=== SHORT EXERCISE ===
Sort through the entries below and pull out lines containing the word "table".

· · · · · · ·

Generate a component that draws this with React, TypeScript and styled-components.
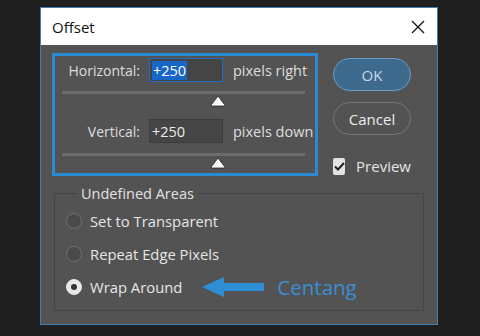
import styled, { createGlobalStyle } from 'styled-components';

const GlobalStyle = createGlobalStyle`
  html, body {
    margin: 0;
    padding: 0;
    background: #1f1f1f;
  }
  body {
    font-family: 'Open Sans', 'Noto Sans', sans-serif;
    width: 480px;
    height: 336px;
    overflow: hidden;
  }
`;

const Dialog = styled.div`
  margin: 7px 0 0 40px;
  width: 398px;
  height: 318px;
  box-sizing: border-box;
  border: 1px solid #3f7fb3;
  background: #535353;
  display: flex;
  flex-direction: column;
`;

const TitleBar = styled.div`
  height: 37px;
  flex: none;
  background: #ffffff;
  display: flex;
  align-items: center;
  justify-content: space-between;
  padding: 0 12px 0 11px;
`;

const Title = styled.span`
  font-size: 15px;
  color: #111;
`;

const CloseIcon = styled.svg`
  width: 14px;
  height: 14px;
`;

const Body = styled.div`
  padding: 8px 0 0 11px;
  display: flex;
  flex-direction: column;
`;

const TopRow = styled.div`
  display: flex;
  align-items: flex-start;
`;

const Highlight = styled.div`
  width: 266px;
  height: 123px;
  box-sizing: border-box;
  border: 3px solid #2b8bd2;
  padding-top: 2px;
  display: flex;
  flex-direction: column;
`;

const FieldRow = styled.div`
  display: grid;
  grid-template-columns: 85px 74px auto;
  column-gap: 9px;
  align-items: center;
  height: 24px;
`;

const Label = styled.span`
  font-size: 14px;
  color: #dedede;
  text-align: right;
`;

const Input = styled.div<{ $focused?: boolean }>`
  height: 24px;
  box-sizing: border-box;
  background: #454545;
  border: 1px solid ${(p) => (p.$focused ? '#1f6ec0' : '#3b3b3b')};
  display: flex;
  align-items: center;
  padding-left: 2px;
  font-size: 14.5px;
  color: #ececec;
`;

const Selected = styled.span`
  background: #1766c8;
  color: #ffffff;
  line-height: 19px;
  padding: 0 1px;
`;

const Unit = styled.span`
  margin-left: 1px;
  font-size: 14.5px;
  color: #dedede;
  white-space: nowrap;
`;

const Slider = styled.div<{ $gap: number }>`
  position: relative;
  margin: ${(p) => p.$gap}px 0 0 7px;
  width: 243px;
  height: 16px;
`;

const Track = styled.div`
  height: 3px;
  background: #6c6c6c;
`;

const Thumb = styled.svg`
  position: absolute;
  top: 4px;
  width: 16px;
  height: 12px;
  margin-left: -8px;
`;

const ButtonColumn = styled.div`
  margin-left: 15px;
  width: 78px;
  display: flex;
  flex-direction: column;
  padding-top: 5px;
`;

const Button = styled.div<{ $primary?: boolean }>`
  height: 33px;
  box-sizing: border-box;
  border-radius: 17px;
  border: 1.5px solid ${(p) => (p.$primary ? '#6b9ec8' : '#777777')};
  background: ${(p) => (p.$primary ? '#3e6a8e' : 'transparent')};
  color: ${(p) => (p.$primary ? '#c6d8e6' : '#ececec')};
  font-size: 15px;
  display: flex;
  align-items: center;
  justify-content: center;
  & + & {
    margin-top: 11px;
  }
`;

const CheckRow = styled.div`
  margin-top: 21px;
  display: flex;
  align-items: center;
  gap: 11px;
  font-size: 15px;
  color: #e4e4e4;
`;

const CheckBox = styled.div`
  width: 17px;
  height: 17px;
  border-radius: 2px;
  background: #e3e3e3;
  display: flex;
  align-items: center;
  justify-content: center;
`;

const Group = styled.fieldset`
  margin: 8px 0 0 2px;
  width: 370px;
  height: 127px;
  box-sizing: border-box;
  border: 1px solid #454545;
  padding: 10px 0 0 11px;
  display: flex;
  flex-direction: column;
  gap: 17px;
`;

const Legend = styled.legend`
  margin-left: 11px;
  padding: 0 4px;
  font-size: 14.5px;
  color: #e2e2e2;
`;

const RadioRow = styled.div`
  display: flex;
  align-items: center;
  height: 16px;
  font-size: 14.8px;
  color: #e6e6e6;
`;

const Radio = styled.div<{ $checked?: boolean }>`
  width: 16px;
  height: 16px;
  box-sizing: border-box;
  border-radius: 50%;
  border: 1.5px solid ${(p) => (p.$checked ? '#e8e8e8' : '#727272')};
  background: ${(p) => (p.$checked ? '#e8e8e8' : '#4a4a4a')};
  display: flex;
  align-items: center;
  justify-content: center;
  margin-right: 8px;
  &::after {
    content: '';
    width: 6px;
    height: 6px;
    border-radius: 50%;
    background: ${(p) => (p.$checked ? '#333' : 'transparent')};
  }
`;

const Arrow = styled.svg`
  margin-left: 20px;
  width: 62px;
  height: 20px;
`;

const Note = styled.span`
  margin-left: 13px;
  font-size: 20.5px;
  color: #3a8fd4;
`;

const SliderBar = ({ value, gap }: { value: number; gap: number }) => (
  <Slider $gap={gap}>
    <Track />
    <Thumb viewBox="0 0 16 12" style={{ left: `${value * 100}%` }}>
      <path d="M8 1 L14.4 9.4 Q15.2 11 13.4 11 L2.6 11 Q0.8 11 1.6 9.4 Z" fill="#ffffff" stroke="#222" strokeWidth="0.8" strokeLinejoin="round" />
    </Thumb>
  </Slider>
);

export default function App() {
  return (
    <>
      <GlobalStyle />
      <Dialog>
        <TitleBar>
          <Title>Offset</Title>
          <CloseIcon viewBox="0 0 14 14">
            <path d="M1 1 L13 13 M13 1 L1 13" stroke="#111" strokeWidth="1.3" />
          </CloseIcon>
        </TitleBar>
        <Body>
          <TopRow>
            <Highlight>
              <FieldRow>
                <Label>Horizontal:</Label>
                <Input $focused>
                  <Selected>+250</Selected>
                </Input>
                <Unit>pixels right</Unit>
              </FieldRow>
              <SliderBar value={0.64} gap={9} />
              <FieldRow style={{ marginTop: 12 }}>
                <Label>Vertical:</Label>
                <Input>+250</Input>
                <Unit>pixels down</Unit>
              </FieldRow>
              <SliderBar value={0.64} gap={10} />
            </Highlight>
            <ButtonColumn>
              <Button $primary>OK</Button>
              <Button>Cancel</Button>
              <CheckRow>
                <CheckBox>
                  <svg width="11" height="9" viewBox="0 0 11 9">
                    <path d="M1 4.5 L4 7.5 L10 1" fill="none" stroke="#222" strokeWidth="2" />
                  </svg>
                </CheckBox>
                Preview
              </CheckRow>
            </ButtonColumn>
          </TopRow>
          <Group>
            <Legend>Undefined Areas</Legend>
            <RadioRow>
              <Radio />
              Set to Transparent
            </RadioRow>
            <RadioRow>
              <Radio />
              Repeat Edge Pixels
            </RadioRow>
            <RadioRow>
              <Radio $checked />
              Wrap Around
              <Arrow viewBox="0 0 62 20">
                <path d="M0 10 L22 0 L22 6 L62 6 L62 14 L22 14 L22 20 Z" fill="#2f8fd6" />
              </Arrow>
              <Note>Centang</Note>
            </RadioRow>
          </Group>
        </Body>
      </Dialog>
    </>
  );
}
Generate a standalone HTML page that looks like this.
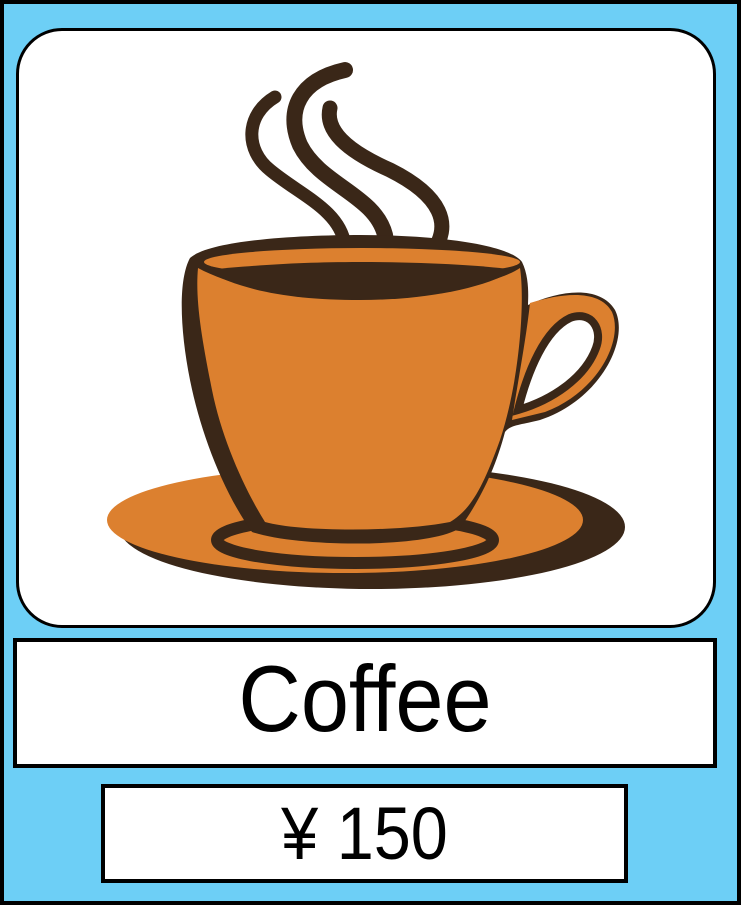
<!DOCTYPE html>
<html><head><meta charset="utf-8"><style>
html,body{margin:0;padding:0;}
body{width:741px;height:905px;position:relative;overflow:hidden;background:#6dcff6;font-family:"Liberation Sans",sans-serif;}
.frame{position:absolute;left:0;top:0;width:733px;height:897px;border:4px solid #000;background:#6dcff6;}
.card{position:absolute;left:16px;top:28px;width:694px;height:594px;border:3px solid #000;border-radius:46px;background:#fff;}
.name{position:absolute;left:13px;top:638px;width:696px;height:122px;border:4px solid #000;background:#fff;}
.price{position:absolute;left:101px;top:784px;width:519px;height:91px;border:4px solid #000;background:#fff;}
.t{position:absolute;left:0;right:0;text-align:center;white-space:nowrap;}
.name .t{top:-6px;font-size:94px;line-height:126px;transform:scaleX(0.92);}
.price .t{top:-2px;font-size:74px;line-height:96px;transform:scaleX(0.9);}
svg{position:absolute;left:0;top:0;}
</style></head><body>
<div class="frame"></div>
<div class="card"></div>
<svg width="741" height="905" viewBox="0 0 741 905">
 <g fill="none" stroke="#3a2718" stroke-linecap="round">
  <path d="M275,97 C245,115 245,150 270,170 C300,195 340,210 345,245" stroke-width="13"/>
  <path d="M345,70 C300,80 285,110 300,145 C320,185 375,195 385,235 C388,250 385,262 375,270" stroke-width="16"/>
  <path d="M330,108 C325,130 345,150 390,170 C440,195 455,225 430,255" stroke-width="15"/>
 </g>
 <ellipse cx="372" cy="527" rx="253" ry="62" fill="#3a2718"/>
 <ellipse cx="345" cy="520" rx="238" ry="53" fill="#dc802f"/>
 <ellipse cx="355" cy="540" rx="138" ry="23" fill="none" stroke="#3a2718" stroke-width="12"/>
 <path d="M190,258 C210,240 300,235 360,235 C440,235 510,245 522,262 C530,278 528,300 528,305 C560,290 600,285 615,310 C630,340 600,400 540,420 C520,425 510,425 505,432 C495,470 480,500 460,528 C430,548 300,548 252,532 C222,490 200,430 190,380 C180,330 178,280 190,258 Z" fill="#3a2718"/>
 <path d="M198,268 C230,285 280,298 350,298 C430,298 500,282 520,268 C525,300 520,380 500,440 C482,490 470,510 450,522 C400,532 300,532 265,522 C245,490 222,440 212,390 C202,340 195,300 198,268 Z" fill="#dc802f"/>
 <ellipse cx="362" cy="262" rx="158" ry="14" fill="#dc802f"/>
 <path d="M205,270 C260,265 300,262 360,262 C430,262 490,266 515,270 C480,290 420,300 360,300 C290,300 240,290 205,270 Z" fill="#3a2718"/>
 <path d="M530,303 C565,292 600,290 612,312 C624,340 598,392 545,412 L512,420 C518,380 526,340 530,303 Z" fill="#dc802f"/>
 <path d="M518,410 C528,370 545,330 570,318 C592,310 603,330 596,348 C585,378 552,400 518,410 Z" fill="#fff" stroke="#3a2718" stroke-width="8"/>
</svg>
<div class="name"><div class="t">Coffee</div></div>
<div class="price"><div class="t">¥ 150</div></div>
</body></html>
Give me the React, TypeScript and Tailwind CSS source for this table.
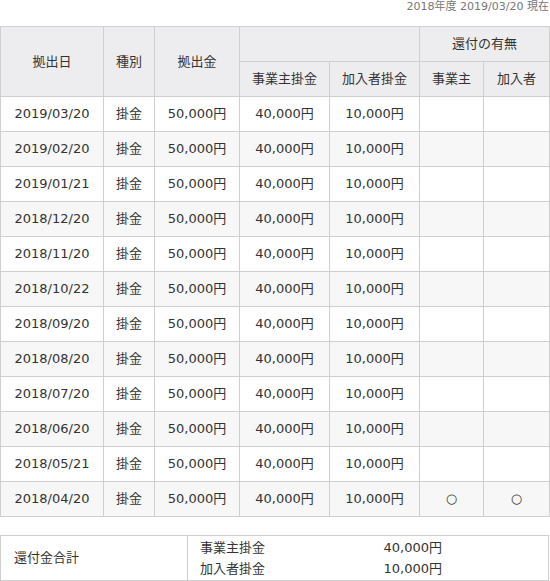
const rows = [
  { date: "2019/03/20", ret: false },
  { date: "2019/02/20", ret: false },
  { date: "2019/01/21", ret: false },
  { date: "2018/12/20", ret: false },
  { date: "2018/11/20", ret: false },
  { date: "2018/10/22", ret: false },
  { date: "2018/09/20", ret: false },
  { date: "2018/08/20", ret: false },
  { date: "2018/07/20", ret: false },
  { date: "2018/06/20", ret: false },
  { date: "2018/05/21", ret: false },
  { date: "2018/04/20", ret: true },
];

const th = "border border-[#cfcfcf] bg-[#ededef] font-normal text-center h-[35px] p-0";
const td = "border border-[#cfcfcf] text-center h-[35px] p-0";

export default function App() {
  return (
    <div className="w-[550px] min-h-[581px] bg-white text-[#333] text-[13px] font-['DejaVu_Sans','Noto_Sans_CJK_JP',sans-serif]">
      {/* 基準日 */}
      <div className="w-[549px] text-right text-[11px] leading-[13px] text-[#777] h-[26px]">
        2018年度 2019/03/20 現在
      </div>

      {/* 拠出履歴 */}
      <table className="table-fixed border-collapse w-[549px]">
        <colgroup>
          <col className="w-[103px]" />
          <col className="w-[51px]" />
          <col className="w-[85px]" />
          <col className="w-[90px]" />
          <col className="w-[90px]" />
          <col className="w-[64px]" />
          <col className="w-[66px]" />
        </colgroup>
        <thead>
          <tr>
            <th rowSpan={2} className={th}>拠出日</th>
            <th rowSpan={2} className={th}>種別</th>
            <th rowSpan={2} className={th}>拠出金</th>
            <th colSpan={2} className={th}></th>
            <th colSpan={2} className={th}>還付の有無</th>
          </tr>
          <tr>
            <th className={th}>事業主掛金</th>
            <th className={th}>加入者掛金</th>
            <th className={th}>事業主</th>
            <th className={th}>加入者</th>
          </tr>
        </thead>
        <tbody>
          {rows.map((r, i) => (
            <tr key={r.date} className={i % 2 === 1 ? "bg-[#f7f7f7]" : "bg-white"}>
              <td className={td}>{r.date}</td>
              <td className={td}>掛金</td>
              <td className={td}>50,000円</td>
              <td className={td}>40,000円</td>
              <td className={td}>10,000円</td>
              <td className={td}>{r.ret ? "○" : ""}</td>
              <td className={td}>{r.ret ? "○" : ""}</td>
            </tr>
          ))}
        </tbody>
      </table>

      {/* 還付金合計 */}
      <table className="table-fixed border-collapse w-[549px] mt-[18px]">
        <colgroup>
          <col className="w-[187px]" />
          <col />
        </colgroup>
        <tbody>
          <tr>
            <td className="border border-[#cfcfcf] pl-[13px] py-0">還付金合計</td>
            <td className="border border-[#cfcfcf] pl-[12px] py-px">
              <div className="flex leading-[21px]">
                <span className="w-[130px]">事業主掛金</span>
                <span className="w-[112px] text-right">40,000円</span>
              </div>
              <div className="flex leading-[21px]">
                <span className="w-[130px]">加入者掛金</span>
                <span className="w-[112px] text-right">10,000円</span>
              </div>
            </td>
          </tr>
        </tbody>
      </table>
    </div>
  );
}
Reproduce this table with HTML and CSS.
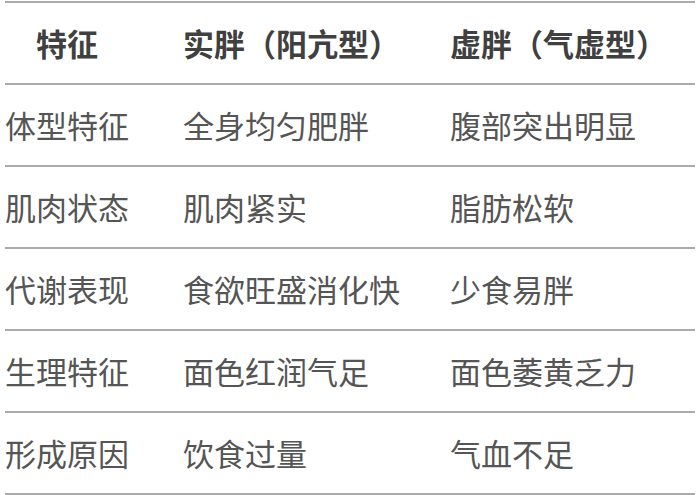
FILE: index.html
```html
<!DOCTYPE html>
<html lang="zh-CN">
<head>
<meta charset="utf-8">
<link rel="stylesheet" href="styles.css">
</head>
<body>
<table class="compare">
  <colgroup>
    <col class="c1">
    <col class="c2">
    <col class="c3">
  </colgroup>
  <thead>
    <tr><th>特征</th><th>实胖（阳亢型）</th><th>虚胖（气虚型）</th></tr>
  </thead>
  <tbody>
    <tr><td>体型特征</td><td>全身均匀肥胖</td><td>腹部突出明显</td></tr>
    <tr><td>肌肉状态</td><td>肌肉紧实</td><td>脂肪松软</td></tr>
    <tr><td>代谢表现</td><td>食欲旺盛消化快</td><td>少食易胖</td></tr>
    <tr><td>生理特征</td><td>面色红润气足</td><td>面色萎黄乏力</td></tr>
    <tr><td>形成原因</td><td>饮食过量</td><td>气血不足</td></tr>
  </tbody>
</table>
</body>
</html>
```

FILE: styles.css
```css
html, body {
  margin: 0;
  padding: 0;
  background: #ffffff;
}
body {
  padding: 1px 5px 0 5px;
  font-family: "Noto Sans CJK SC", "Noto Sans", sans-serif;
}
.compare {
  width: 690px;
  border-collapse: collapse;
  table-layout: fixed;
  font-size: 31px;
  color: #555555;
}
.c1 { width: 178px; }
.c2 { width: 267px; }
.c3 { width: 245px; }
.compare th,
.compare td {
  height: 80px;
  padding: 0;
  border-top: 2px solid #ababab;
  border-bottom: 2px solid #ababab;
  vertical-align: middle;
  white-space: nowrap;
  line-height: 1.2;
}
.compare th:nth-child(1),
.compare td:nth-child(1) { padding-right: 54px; }
.compare th:nth-child(2),
.compare td:nth-child(2) { padding-right: 50px; }
.compare th:nth-child(3),
.compare td:nth-child(3) { padding-right: 28px; }
.compare th {
  font-weight: 700;
  color: #404040;
  text-align: center;
}
.compare td {
  text-align: left;
  font-weight: 400;
}
```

· · · · · · ·

=== FINAL RESULT ===
Give me the React, TypeScript and Tailwind CSS source for this table.
      <table className="table-fixed border-collapse w-[549px]">
      </table>
      <table className="table-fixed border-collapse w-[549px] mt-[18px]">
      </table>
Reproduce this table with HTML and CSS.
<table class="compare">
</table>
  table-layout: fixed;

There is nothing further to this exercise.